Dataset content:
:::::

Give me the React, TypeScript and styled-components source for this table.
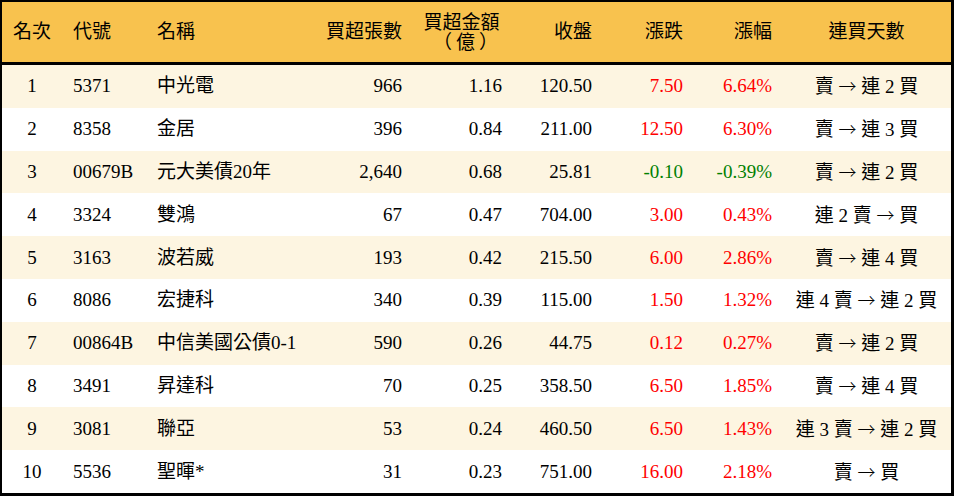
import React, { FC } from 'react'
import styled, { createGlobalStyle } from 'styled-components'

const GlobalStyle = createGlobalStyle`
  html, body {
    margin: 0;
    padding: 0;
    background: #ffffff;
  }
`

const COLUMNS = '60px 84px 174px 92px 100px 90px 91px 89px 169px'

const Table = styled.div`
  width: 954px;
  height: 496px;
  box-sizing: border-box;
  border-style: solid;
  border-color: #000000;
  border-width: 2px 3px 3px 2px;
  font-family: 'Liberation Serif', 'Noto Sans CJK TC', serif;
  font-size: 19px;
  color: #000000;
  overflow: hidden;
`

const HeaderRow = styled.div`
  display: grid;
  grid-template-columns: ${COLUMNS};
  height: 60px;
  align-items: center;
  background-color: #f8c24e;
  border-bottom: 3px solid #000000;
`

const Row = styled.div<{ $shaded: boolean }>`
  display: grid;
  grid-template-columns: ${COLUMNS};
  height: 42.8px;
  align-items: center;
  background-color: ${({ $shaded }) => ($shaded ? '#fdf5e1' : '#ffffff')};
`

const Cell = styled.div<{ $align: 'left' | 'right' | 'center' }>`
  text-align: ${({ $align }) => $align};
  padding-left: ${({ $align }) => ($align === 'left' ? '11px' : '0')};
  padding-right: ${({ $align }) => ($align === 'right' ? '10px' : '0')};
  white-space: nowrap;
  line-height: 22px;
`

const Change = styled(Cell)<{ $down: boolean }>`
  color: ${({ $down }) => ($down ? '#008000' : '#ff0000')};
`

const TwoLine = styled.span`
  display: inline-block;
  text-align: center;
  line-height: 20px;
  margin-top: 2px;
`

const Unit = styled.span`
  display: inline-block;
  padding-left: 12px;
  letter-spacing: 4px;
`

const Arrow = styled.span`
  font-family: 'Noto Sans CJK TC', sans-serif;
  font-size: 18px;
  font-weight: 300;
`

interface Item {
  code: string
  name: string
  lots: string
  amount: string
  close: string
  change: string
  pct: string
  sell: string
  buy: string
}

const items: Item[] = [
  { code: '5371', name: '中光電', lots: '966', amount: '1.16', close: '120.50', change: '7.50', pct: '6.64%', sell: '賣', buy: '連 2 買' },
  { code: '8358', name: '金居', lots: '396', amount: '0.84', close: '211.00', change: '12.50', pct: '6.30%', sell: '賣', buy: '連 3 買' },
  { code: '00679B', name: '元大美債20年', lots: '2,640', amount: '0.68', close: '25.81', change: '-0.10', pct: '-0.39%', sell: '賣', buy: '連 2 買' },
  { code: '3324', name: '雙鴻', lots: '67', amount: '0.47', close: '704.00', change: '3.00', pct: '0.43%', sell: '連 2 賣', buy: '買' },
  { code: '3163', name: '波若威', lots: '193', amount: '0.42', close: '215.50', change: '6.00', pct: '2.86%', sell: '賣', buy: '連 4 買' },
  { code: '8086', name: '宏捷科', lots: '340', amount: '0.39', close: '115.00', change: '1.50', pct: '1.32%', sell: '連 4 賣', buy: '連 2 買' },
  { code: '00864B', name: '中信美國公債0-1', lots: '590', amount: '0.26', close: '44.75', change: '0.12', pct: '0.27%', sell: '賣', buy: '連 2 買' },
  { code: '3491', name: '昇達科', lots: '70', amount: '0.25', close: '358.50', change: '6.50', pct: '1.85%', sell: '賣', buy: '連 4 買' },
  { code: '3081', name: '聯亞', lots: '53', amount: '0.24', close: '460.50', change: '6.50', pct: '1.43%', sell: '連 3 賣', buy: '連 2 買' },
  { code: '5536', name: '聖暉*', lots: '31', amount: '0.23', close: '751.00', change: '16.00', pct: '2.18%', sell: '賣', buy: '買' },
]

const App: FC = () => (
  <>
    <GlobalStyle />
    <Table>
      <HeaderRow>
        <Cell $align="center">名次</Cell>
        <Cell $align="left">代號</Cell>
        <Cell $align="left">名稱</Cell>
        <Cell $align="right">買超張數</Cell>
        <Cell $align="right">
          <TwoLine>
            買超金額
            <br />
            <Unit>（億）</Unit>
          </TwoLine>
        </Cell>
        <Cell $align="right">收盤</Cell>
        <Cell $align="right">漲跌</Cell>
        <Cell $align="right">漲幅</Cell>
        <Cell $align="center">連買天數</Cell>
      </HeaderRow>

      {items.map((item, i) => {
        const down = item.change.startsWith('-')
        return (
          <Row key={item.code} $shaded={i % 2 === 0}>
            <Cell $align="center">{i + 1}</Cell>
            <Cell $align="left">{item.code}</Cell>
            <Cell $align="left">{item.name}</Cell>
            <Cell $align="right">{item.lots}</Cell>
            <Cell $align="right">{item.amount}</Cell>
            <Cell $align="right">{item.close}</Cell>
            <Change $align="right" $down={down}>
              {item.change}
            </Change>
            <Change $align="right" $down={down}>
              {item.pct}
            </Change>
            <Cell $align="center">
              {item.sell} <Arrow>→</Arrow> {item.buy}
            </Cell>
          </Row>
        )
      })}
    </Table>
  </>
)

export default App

:::::

Written task: Leave out the pictures and restate, word for word, the lines from the top of the data through the line containing "const COLUMNS = '60px", both included.

Expected output:
Give me the React, TypeScript and styled-components source for this table.
import React, { FC } from 'react'
import styled, { createGlobalStyle } from 'styled-components'

const GlobalStyle = createGlobalStyle`
  html, body {
    margin: 0;
    padding: 0;
    background: #ffffff;
  }
`

const COLUMNS = '60px 84px 174px 92px 100px 90px 91px 89px 169px'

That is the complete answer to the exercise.